Data provided —
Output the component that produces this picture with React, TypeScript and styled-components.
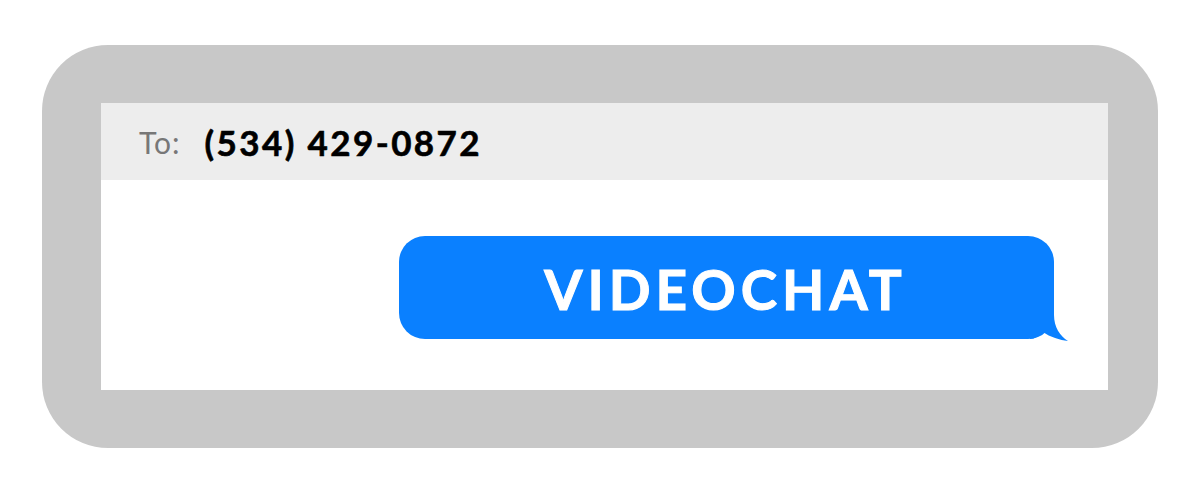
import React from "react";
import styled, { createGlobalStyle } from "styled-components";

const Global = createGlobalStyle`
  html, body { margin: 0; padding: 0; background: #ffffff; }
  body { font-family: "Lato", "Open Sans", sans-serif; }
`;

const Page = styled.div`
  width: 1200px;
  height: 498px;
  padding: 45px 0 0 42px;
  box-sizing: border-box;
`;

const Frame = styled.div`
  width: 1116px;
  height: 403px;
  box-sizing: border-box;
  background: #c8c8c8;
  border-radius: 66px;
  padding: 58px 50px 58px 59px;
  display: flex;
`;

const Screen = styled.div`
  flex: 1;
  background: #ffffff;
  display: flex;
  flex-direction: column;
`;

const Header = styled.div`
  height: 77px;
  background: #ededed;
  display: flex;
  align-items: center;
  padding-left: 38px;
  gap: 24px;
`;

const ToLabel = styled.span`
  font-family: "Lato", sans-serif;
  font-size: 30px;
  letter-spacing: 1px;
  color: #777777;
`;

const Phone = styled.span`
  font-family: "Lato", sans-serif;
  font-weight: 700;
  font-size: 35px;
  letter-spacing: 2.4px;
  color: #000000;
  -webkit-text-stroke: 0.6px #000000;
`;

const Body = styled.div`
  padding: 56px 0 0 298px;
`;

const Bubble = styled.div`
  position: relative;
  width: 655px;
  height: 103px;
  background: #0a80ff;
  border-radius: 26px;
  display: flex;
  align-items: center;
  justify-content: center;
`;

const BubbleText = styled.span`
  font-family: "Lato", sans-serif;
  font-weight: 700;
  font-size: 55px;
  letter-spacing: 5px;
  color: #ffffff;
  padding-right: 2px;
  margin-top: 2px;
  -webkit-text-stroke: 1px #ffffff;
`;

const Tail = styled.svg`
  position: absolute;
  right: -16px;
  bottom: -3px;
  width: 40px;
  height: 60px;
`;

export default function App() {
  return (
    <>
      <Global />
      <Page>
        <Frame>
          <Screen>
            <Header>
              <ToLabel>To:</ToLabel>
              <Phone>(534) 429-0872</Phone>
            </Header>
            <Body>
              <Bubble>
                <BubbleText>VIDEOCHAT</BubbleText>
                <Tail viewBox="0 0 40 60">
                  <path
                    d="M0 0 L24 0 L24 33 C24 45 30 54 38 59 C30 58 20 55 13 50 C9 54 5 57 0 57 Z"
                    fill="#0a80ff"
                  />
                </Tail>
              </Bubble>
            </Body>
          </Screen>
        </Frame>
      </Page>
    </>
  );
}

Exercise brief — Retype everything in the material word for word, minus pictures.

Exercise answer —
Output the component that produces this picture with React, TypeScript and styled-components.
import React from "react";
import styled, { createGlobalStyle } from "styled-components";

const Global = createGlobalStyle`
  html, body { margin: 0; padding: 0; background: #ffffff; }
  body { font-family: "Lato", "Open Sans", sans-serif; }
`;

const Page = styled.div`
  width: 1200px;
  height: 498px;
  padding: 45px 0 0 42px;
  box-sizing: border-box;
`;

const Frame = styled.div`
  width: 1116px;
  height: 403px;
  box-sizing: border-box;
  background: #c8c8c8;
  border-radius: 66px;
  padding: 58px 50px 58px 59px;
  display: flex;
`;

const Screen = styled.div`
  flex: 1;
  background: #ffffff;
  display: flex;
  flex-direction: column;
`;

const Header = styled.div`
  height: 77px;
  background: #ededed;
  display: flex;
  align-items: center;
  padding-left: 38px;
  gap: 24px;
`;

const ToLabel = styled.span`
  font-family: "Lato", sans-serif;
  font-size: 30px;
  letter-spacing: 1px;
  color: #777777;
`;

const Phone = styled.span`
  font-family: "Lato", sans-serif;
  font-weight: 700;
  font-size: 35px;
  letter-spacing: 2.4px;
  color: #000000;
  -webkit-text-stroke: 0.6px #000000;
`;

const Body = styled.div`
  padding: 56px 0 0 298px;
`;

const Bubble = styled.div`
  position: relative;
  width: 655px;
  height: 103px;
  background: #0a80ff;
  border-radius: 26px;
  display: flex;
  align-items: center;
  justify-content: center;
`;

const BubbleText = styled.span`
  font-family: "Lato", sans-serif;
  font-weight: 700;
  font-size: 55px;
  letter-spacing: 5px;
  color: #ffffff;
  padding-right: 2px;
  margin-top: 2px;
  -webkit-text-stroke: 1px #ffffff;
`;

const Tail = styled.svg`
  position: absolute;
  right: -16px;
  bottom: -3px;
  width: 40px;
  height: 60px;
`;

export default function App() {
  return (
    <>
      <Global />
      <Page>
        <Frame>
          <Screen>
            <Header>
              <ToLabel>To:</ToLabel>
              <Phone>(534) 429-0872</Phone>
            </Header>
            <Body>
              <Bubble>
                <BubbleText>VIDEOCHAT</BubbleText>
                <Tail viewBox="0 0 40 60">
                  <path
                    d="M0 0 L24 0 L24 33 C24 45 30 54 38 59 C30 58 20 55 13 50 C9 54 5 57 0 57 Z"
                    fill="#0a80ff"
                  />
                </Tail>
              </Bubble>
            </Body>
          </Screen>
        </Frame>
      </Page>
    </>
  );
}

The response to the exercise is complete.